Goal: Real-time text generation on CPU

  • Implement KV caching for transformers
  • Quantize model to INT8
  • Optimize attention computation
  • Generate 100 tokens/second on laptop CPU

Option 3: Custom Challenge

Goal: Define your own optimization challenge

  • Pick a problem you care about
  • Set performance targets
  • Apply systematic optimization
  • Document the journey

What You'll Demonstrate

1. Full Stack Understanding

  • Build complete training pipeline
  • Implement model architecture
  • Add optimization layers
  • Deploy to production

2. Systems Engineering

  • Profile and identify bottlenecks
  • Apply appropriate optimizations
  • Measure and validate improvements
  • Handle resource constraints

3. Scientific Approach

  • Baseline measurements
  • Systematic optimization
  • Ablation studies
  • Reproducible results

Capstone Structure

Week 1: Planning & Baseline

# 1. Choose project and define success metrics
metrics = {
    'accuracy_target': 75.0,
    'inference_time': '<10ms',
    'memory_usage': '<100MB',
    'model_size': '<10MB'
}

# 2. Build baseline system
baseline = build_baseline_model()
baseline_metrics = evaluate(baseline)

# 3. Profile and identify opportunities
bottlenecks = profile_system(baseline)

Week 2: Optimization Sprint

# 4. Apply optimizations systematically
optimized = baseline
optimized = apply_acceleration(optimized)
optimized = apply_quantization(optimized)  
optimized = apply_pruning(optimized)
optimized = apply_caching(optimized)

# 5. Measure improvements
for optimization in optimizations:
    metrics = evaluate(optimized)
    speedup = baseline_time / optimized_time
    print(f"{optimization}: {speedup}x faster")

Week 3: Polish & Deploy

# 6. Final optimization pass
final_model = fine_tune_optimizations(optimized)

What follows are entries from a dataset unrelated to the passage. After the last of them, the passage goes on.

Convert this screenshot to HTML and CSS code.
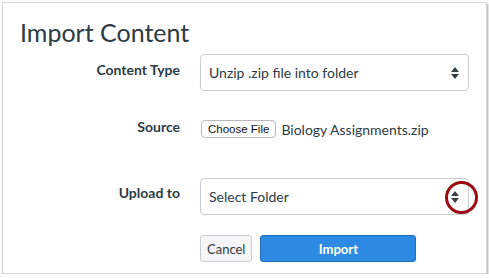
FILE: index.html
```html
<!DOCTYPE html>
<html lang="en">
<head>
<meta charset="UTF-8" />
<title>Import Content</title>
<link rel="stylesheet" href="styles.css">
</head>
<body>
  <div class="frame">
    <h1>Import Content</h1>

    <div class="row type">
      <div class="label">Content Type</div>
      <div class="select">
        <span>Unzip .zip file into folder</span>
        <span class="arrows"><i class="up"></i><i class="down"></i></span>
      </div>
    </div>

    <div class="row source">
      <div class="label">Source</div>
      <div class="file-row">
        <span class="file-btn">Choose File</span>
        <span class="file-name">Biology Assignments.zip</span>
      </div>
    </div>

    <div class="row upload">
      <div class="label">Upload to</div>
      <div class="select">
        <span>Select Folder</span>
        <span class="arrows"><i class="up"></i><i class="down"></i></span>
        <span class="ring"></span>
      </div>
    </div>

    <div class="row actions">
      <div class="label"></div>
      <div class="buttons">
        <button class="btn">Cancel</button>
        <button class="btn primary">Import</button>
      </div>
    </div>
  </div>
</body>
</html>
```

FILE: styles.css
```css
:root {
  --text: #2d3b45;
  --border: #c7cdd1;
  --blue: #2d8ae3;
  --font: Lato, 'Open Sans', sans-serif;
}

* {
  box-sizing: border-box;
}

html,
body {
  margin: 0;
  padding: 0;
  background: #fff;
  font-family: var(--font);
  color: var(--text);
}

.frame {
  margin: 2px 0 0 2px;
  width: 485px;
  height: 272px;
  border: 1px solid #d6d6d6;
  box-shadow: 1px 2px 2px rgba(0, 0, 0, 0.35);
  padding: 13px 0 0 17px;
}

h1 {
  margin: 0;
  font-size: 25px;
  font-weight: 400;
  line-height: 32px;
}

/* ------------ FORM ------------- */
.row {
  display: grid;
  grid-template-columns: 160px 269px;
  column-gap: 20px;
  align-items: start;
}
.row.type { margin-top: 6px; }
.row.source { margin-top: 30px; }
.row.upload { margin-top: 41px; }
.row.actions { margin-top: 20px; }

.label {
  text-align: right;
  font-size: 14px;
  line-height: 17px;
  font-weight: 700;
}
.type .label { padding-top: 7px; }
.source .label { margin-top: -3px; }
.upload .label { padding-top: 6px; }

.select {
  position: relative;
  height: 37px;
  border: 1px solid var(--border);
  border-radius: 4px;
  display: flex;
  align-items: center;
  justify-content: space-between;
  padding: 0 9px 0 8px;
  font-size: 14px;
}

.arrows {
  display: flex;
  flex-direction: column;
  gap: 2px;
}
.arrows i {
  width: 0;
  height: 0;
  border-left: 4px solid transparent;
  border-right: 4px solid transparent;
}
.arrows .up { border-bottom: 5px solid #3a3f44; }
.arrows .down { border-top: 5px solid #3a3f44; }

.ring {
  position: absolute;
  right: -10px;
  top: 50%;
  width: 33px;
  height: 33px;
  margin-top: -16px;
  border: 3.5px solid #9b0c12;
  border-radius: 50%;
}

.file-row {
  display: flex;
  align-items: center;
  gap: 5px;
  height: 16px;
}
.file-btn {
  font-family: 'Liberation Sans', Arial, sans-serif;
  font-size: 11.5px;
  line-height: 14px;
  color: #111;
  border: 1px solid #b9b9b9;
  border-radius: 4px;
  padding: 1px 6px;
  background: #fff;
  margin-left: 1px;
}
.file-name {
  font-size: 14px;
}

.buttons {
  display: flex;
  gap: 8px;
}

.btn {
  height: 27px;
  padding: 0 6px;
  font-family: var(--font);
  font-size: 13px;
  color: var(--text);
  background: #f5f5f5;
  border: 1px solid #c7cdd1;
  border-radius: 3px;
}
.btn.primary {
  width: 156px;
  background: var(--blue);
  border-color: #1f6fbf;
  color: #fff;
  font-weight: 700;
}
```
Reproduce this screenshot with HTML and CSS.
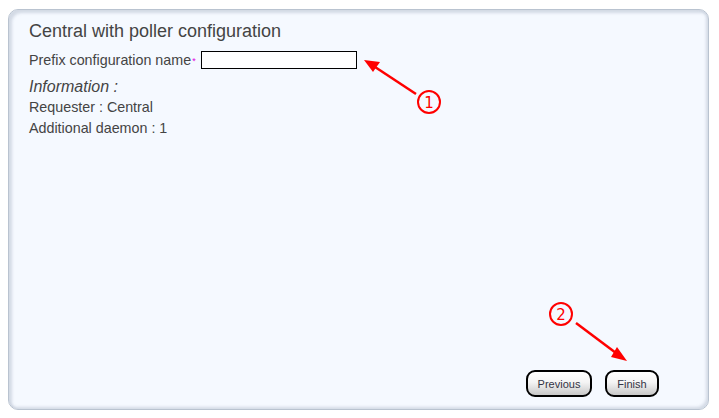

# 7. Create deployment package
deployment = package_for_production(final_model)

# 8. Document results
write_technical_report(baseline, final_model, metrics)

Deliverables

1. Working System

  • Complete codebase on GitHub
  • README with setup instructions
  • Demonstration video/notebook

2. Technical Report

  • Problem statement and approach
  • Baseline vs optimized metrics
  • Optimization journey and decisions
  • Lessons learned

3. Performance Analysis

  • Comprehensive benchmarks
  • Ablation study results
  • Resource utilization graphs
  • Comparison with PyTorch/TensorFlow

Evaluation Criteria

Technical Excellence (40%)

  • Correctness of implementation
  • Quality of optimizations
  • Code organization and style

Performance Achievement (30%)

  • Meeting stated goals
  • Improvement over baseline
  • Resource efficiency

Systems Understanding (30%)

  • Appropriate optimization choices
  • Understanding of tradeoffs
  • Scientific methodology

Example Projects from Past Students

"TinyYOLO" - Real-time Object Detection

  • 30 FPS on Raspberry Pi
  • 90% size reduction through pruning
  • Custom INT8 kernels for ARM

"NanoGPT" - Edge Language Model

  • 100MB model generates Shakespeare
  • KV caching + quantization
  • Runs on 2015 laptop

"SwiftCNN" - Instant Image Classification

  • <1ms inference on iPhone
  • Structured pruning + iOS Metal
  • 95% of ResNet accuracy at 10% size

Resources

  • All previous module code
  • TinyTorch optimization library
  • Benchmarking tools
  • Community Discord for help

Success Criteria

  • Complete working system with all optimizations
  • 10x+ improvement in speed OR memory
  • Professional documentation and analysis
  • Understanding of when/why to apply each optimization
  • Ready for ML systems engineering roles!

Final Note

This is your chance to show everything you've learned. Build something you're proud of - something that demonstrates not just that you can implement ML algorithms, but that you understand how to build production ML systems.

Remember: The goal isn't perfection, it's demonstrating systematic thinking about performance, memory, and deployment constraints - the real challenges of ML engineering.